Out at the front was one of the Canadian runners who was clearly pushing hard - because the rest of us weren’t exactly hanging around. The general consensus from chat amongst our group was that he was overcooking it and ultimately that proved to be the case. The comfort of reaching the lake didn’t last long for me because I was soon hearing some serious danger signs – heavy and unresponsive legs. When you’re running long you never really know how your legs are going to be until well into the race. It’s only when you’ve stripped off the outside freshness that you get to know what’s in the core, and 30km or so into Saturday’s race I found there wasn’t much – my legs were near enough hollow. Panic. Memories of the World Championships in 2008 were flooding back, not a race I particularly wanted to replay. The fine line between being well prepared and over-trained is a precariously narrow one in ultra running and I was starting to wonder if I had over-stepped the mark.
My reactive strategy was to focus. Focus very hard. I shut out everything from my head and just concentrated on steady and even running, maintaining as much fluidity in my running as I could. But my pace dropped slightly, unfortunately coinciding with a time when the other guys were just finding their stride, and so I drifted back through the field. My 50km split wasn’t as dreadful as I first thought, around 3hrs 34mins, so I drew some comfort from that, but I was back in 8th place at half way with a lot to do, not least running another 50km.
Lap-by-lap I managed to hang in there, running on a combination of stubbornness, determination and sugar (thank you Coca Cola) to keep putting in the same 6m50s/mile pace which would hopefully keep me in the race until crucial stages. First to come back was team mate Allen Smalls, then Grant Jeans of Scotland and finally the two Aussie runners. With Marcus Scotney sadly pulling out at 65km I was suddenly up to 3rd and definitely on the bounce. I certainly wasn’t fully rejuvenated by this point, but I started to think I might saved things sufficiently. The last lap on the ‘loop’ was also a good moral boost - “i’ve never got run down this flaming road again” - was the thought if i’m honest. But it gave me a last look to see how the two Matt’s were fairing up front.

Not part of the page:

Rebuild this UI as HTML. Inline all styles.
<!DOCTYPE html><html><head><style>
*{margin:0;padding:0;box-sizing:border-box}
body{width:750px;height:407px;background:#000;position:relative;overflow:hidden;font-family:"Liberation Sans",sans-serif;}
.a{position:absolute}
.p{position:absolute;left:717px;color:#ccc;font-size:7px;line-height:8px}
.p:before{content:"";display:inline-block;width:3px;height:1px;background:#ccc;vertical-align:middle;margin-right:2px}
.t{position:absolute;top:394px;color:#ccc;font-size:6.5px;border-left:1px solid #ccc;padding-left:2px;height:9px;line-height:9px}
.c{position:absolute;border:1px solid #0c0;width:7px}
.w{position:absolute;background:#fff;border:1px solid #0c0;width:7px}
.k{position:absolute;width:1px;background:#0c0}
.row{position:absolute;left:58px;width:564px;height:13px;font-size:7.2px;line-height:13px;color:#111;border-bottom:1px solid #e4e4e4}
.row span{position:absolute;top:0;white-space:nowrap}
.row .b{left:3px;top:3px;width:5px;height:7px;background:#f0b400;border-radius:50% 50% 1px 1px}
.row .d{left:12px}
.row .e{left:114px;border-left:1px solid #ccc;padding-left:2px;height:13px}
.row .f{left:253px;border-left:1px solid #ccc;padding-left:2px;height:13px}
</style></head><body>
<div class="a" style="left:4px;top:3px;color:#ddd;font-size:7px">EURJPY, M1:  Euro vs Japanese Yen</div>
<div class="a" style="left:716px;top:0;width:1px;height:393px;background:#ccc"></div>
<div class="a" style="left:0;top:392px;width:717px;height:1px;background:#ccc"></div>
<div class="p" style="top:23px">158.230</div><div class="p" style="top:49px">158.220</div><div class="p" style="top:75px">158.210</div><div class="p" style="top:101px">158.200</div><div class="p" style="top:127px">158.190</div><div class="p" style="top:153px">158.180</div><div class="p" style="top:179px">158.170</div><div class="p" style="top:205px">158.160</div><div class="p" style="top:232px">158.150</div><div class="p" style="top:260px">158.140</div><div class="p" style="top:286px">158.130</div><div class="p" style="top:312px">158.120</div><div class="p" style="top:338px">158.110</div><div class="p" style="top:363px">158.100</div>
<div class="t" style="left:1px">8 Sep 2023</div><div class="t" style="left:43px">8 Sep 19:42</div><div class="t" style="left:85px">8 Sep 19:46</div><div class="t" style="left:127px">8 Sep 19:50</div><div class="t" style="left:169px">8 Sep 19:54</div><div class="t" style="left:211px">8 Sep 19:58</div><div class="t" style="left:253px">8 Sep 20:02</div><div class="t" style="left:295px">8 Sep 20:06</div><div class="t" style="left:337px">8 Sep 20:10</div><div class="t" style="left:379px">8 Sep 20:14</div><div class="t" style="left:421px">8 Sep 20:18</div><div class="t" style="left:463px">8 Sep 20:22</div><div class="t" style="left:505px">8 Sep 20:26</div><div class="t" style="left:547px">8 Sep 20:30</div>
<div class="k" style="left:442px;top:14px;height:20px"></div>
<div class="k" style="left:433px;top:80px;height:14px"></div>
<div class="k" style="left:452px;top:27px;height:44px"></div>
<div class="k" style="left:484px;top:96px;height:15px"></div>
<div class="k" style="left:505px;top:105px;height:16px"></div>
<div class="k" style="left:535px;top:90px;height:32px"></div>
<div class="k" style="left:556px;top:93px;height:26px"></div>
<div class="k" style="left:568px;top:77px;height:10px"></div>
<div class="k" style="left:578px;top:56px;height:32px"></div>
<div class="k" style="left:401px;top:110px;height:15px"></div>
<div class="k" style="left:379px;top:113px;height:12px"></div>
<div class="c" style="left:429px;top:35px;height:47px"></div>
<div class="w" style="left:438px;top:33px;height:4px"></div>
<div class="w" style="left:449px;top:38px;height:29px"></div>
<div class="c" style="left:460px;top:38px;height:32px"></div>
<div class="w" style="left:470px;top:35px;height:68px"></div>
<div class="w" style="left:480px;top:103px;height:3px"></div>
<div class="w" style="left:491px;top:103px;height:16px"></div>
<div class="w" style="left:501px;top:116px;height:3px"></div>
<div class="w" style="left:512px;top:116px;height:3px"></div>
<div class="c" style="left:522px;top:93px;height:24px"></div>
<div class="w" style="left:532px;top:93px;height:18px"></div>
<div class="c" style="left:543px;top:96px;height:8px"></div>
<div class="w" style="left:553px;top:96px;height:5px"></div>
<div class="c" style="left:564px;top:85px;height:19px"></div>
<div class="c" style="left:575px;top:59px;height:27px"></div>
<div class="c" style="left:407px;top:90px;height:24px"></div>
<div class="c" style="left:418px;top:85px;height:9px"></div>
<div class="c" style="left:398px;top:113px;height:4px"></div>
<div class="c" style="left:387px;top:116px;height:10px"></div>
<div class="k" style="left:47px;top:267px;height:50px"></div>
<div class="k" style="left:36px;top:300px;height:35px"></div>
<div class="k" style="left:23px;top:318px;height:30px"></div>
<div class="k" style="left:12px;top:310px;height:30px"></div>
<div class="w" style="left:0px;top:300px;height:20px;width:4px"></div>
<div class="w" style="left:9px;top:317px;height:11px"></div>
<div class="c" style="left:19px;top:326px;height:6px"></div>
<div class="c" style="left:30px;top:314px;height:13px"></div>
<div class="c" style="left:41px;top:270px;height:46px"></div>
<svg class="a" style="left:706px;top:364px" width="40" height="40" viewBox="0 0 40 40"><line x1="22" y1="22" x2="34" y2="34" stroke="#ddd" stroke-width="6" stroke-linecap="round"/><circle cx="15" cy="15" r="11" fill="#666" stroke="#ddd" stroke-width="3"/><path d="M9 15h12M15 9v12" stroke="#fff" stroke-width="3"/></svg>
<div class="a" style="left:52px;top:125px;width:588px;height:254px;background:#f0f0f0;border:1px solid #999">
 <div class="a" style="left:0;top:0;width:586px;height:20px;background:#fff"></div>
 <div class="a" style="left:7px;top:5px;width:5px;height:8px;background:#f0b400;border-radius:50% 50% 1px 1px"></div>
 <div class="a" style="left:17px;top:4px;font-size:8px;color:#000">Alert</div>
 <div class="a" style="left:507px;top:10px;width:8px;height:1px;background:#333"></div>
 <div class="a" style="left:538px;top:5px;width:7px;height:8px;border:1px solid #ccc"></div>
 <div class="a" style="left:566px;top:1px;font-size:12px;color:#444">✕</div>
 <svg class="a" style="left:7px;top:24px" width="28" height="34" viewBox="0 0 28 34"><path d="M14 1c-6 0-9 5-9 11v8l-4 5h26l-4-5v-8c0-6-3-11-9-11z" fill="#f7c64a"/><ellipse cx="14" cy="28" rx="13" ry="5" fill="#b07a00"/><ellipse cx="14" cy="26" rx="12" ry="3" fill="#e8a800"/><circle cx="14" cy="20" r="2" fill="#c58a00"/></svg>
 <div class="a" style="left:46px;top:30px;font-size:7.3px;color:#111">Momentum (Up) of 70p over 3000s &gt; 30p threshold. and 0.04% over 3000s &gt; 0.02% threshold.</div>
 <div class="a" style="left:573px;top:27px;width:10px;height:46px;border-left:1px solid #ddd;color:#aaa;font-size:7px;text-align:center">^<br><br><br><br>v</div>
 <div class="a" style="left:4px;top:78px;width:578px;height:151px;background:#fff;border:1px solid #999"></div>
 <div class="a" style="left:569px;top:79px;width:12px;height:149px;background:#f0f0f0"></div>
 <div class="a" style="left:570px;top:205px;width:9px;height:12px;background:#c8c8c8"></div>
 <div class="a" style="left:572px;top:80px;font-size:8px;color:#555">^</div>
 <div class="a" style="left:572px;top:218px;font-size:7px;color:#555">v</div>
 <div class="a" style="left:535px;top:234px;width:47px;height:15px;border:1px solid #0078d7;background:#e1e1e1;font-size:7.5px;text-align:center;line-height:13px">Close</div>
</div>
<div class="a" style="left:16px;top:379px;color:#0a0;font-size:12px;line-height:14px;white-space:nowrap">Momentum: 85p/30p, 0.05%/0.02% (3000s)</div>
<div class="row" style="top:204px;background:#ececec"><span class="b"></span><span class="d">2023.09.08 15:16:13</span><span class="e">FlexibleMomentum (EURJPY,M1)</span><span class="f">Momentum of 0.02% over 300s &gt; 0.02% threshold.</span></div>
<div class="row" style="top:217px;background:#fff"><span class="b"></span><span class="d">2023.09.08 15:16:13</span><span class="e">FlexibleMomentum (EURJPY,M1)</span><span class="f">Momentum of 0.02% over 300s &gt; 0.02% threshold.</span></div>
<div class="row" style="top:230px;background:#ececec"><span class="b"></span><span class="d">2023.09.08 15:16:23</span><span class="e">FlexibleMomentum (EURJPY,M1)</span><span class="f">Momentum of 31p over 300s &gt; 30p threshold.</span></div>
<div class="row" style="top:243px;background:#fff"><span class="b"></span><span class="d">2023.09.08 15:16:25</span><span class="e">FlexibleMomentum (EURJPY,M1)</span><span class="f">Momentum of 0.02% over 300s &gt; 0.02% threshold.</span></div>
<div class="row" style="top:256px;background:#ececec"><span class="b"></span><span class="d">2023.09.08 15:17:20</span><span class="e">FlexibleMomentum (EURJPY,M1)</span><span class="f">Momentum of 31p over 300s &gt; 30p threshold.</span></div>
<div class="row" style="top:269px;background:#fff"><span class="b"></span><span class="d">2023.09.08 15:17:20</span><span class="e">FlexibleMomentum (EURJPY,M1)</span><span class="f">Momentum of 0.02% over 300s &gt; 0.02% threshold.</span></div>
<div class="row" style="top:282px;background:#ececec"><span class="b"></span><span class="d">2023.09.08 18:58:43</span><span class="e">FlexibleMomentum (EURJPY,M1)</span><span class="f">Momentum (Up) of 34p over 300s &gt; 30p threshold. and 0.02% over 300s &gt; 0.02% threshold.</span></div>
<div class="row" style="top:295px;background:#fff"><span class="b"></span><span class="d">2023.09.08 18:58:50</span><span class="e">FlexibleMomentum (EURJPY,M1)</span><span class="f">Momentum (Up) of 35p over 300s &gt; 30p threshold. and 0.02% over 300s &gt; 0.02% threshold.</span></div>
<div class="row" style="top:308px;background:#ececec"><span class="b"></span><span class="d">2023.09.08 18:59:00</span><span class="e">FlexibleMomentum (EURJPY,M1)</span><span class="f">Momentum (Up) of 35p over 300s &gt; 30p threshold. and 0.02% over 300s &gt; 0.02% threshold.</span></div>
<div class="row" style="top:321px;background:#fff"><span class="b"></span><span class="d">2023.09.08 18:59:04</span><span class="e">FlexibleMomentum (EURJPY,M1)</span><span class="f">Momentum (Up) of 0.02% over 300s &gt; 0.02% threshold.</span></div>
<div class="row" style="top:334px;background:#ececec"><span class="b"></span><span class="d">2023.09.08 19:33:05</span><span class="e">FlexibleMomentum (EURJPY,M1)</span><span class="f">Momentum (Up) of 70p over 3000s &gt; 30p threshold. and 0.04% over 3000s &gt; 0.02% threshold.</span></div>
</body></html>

I had closed considerably on Matt Lynas who I soon managed to pull past, but Matt Giles was well into the lead, the best part of 3minutes up on me, a significant margin to claw back so late in the race.
Running off the loop on to the final 15km leg back into Keswick was also a great boost, but even on the longest straights Matt was nowhere to be seen – well ahead by all accounts. So I did the only thing I could do – run as hard as I could to close the gap and track him down. At last I caught sight of him just over two minutes ahead of me on the dam at the end of the lake. At the A591 road crossing the gap was two minutes dead, 12kms to run. Finally I started to make significant headway. On the long straights I managed to time the gap using sign posts and marker points, and the time started to drop and drop until eventually I had it down to less than a minute. Now it seemed on.
It was the final drinks station at 95km when I took the lead. It all seemed very cruel and quite surreal. Matt had run a near perfect race, looked good all the way and well deserved to be where he was, but his legs hadn’t quite responded to the last few hills. I had hung on for most of the race, fought a long and hard battle with myself to keep going and somehow managed to stick it out. I had not even entertained thoughts of winning until the last 10km, so to suddenly be in the lead position right at the end was a real shock. But I wasn’t going to let it slip – it was not like I hadn’t worked for it - so I put my head down to run the final 5km hard as I could in an attempt to secure the race. I refrained from looking back to check the gap to start with, but eventually I gave in and did. It then became a repeated routine every 30 seconds or so until such time as I had a reasonable cushion.
Photo credit: Stuart Holmes
Running back into Fitz Park at the end of the race was simply awesome. Peaceful and quiet alongside the river to start with, then suddenly the crowds, a snaking huddle of cheering and celebrating people! It was a fabulous welcome home, one I will fondly remember, not least because I was running for England, in England, winning my first major championship medal – and it was gold!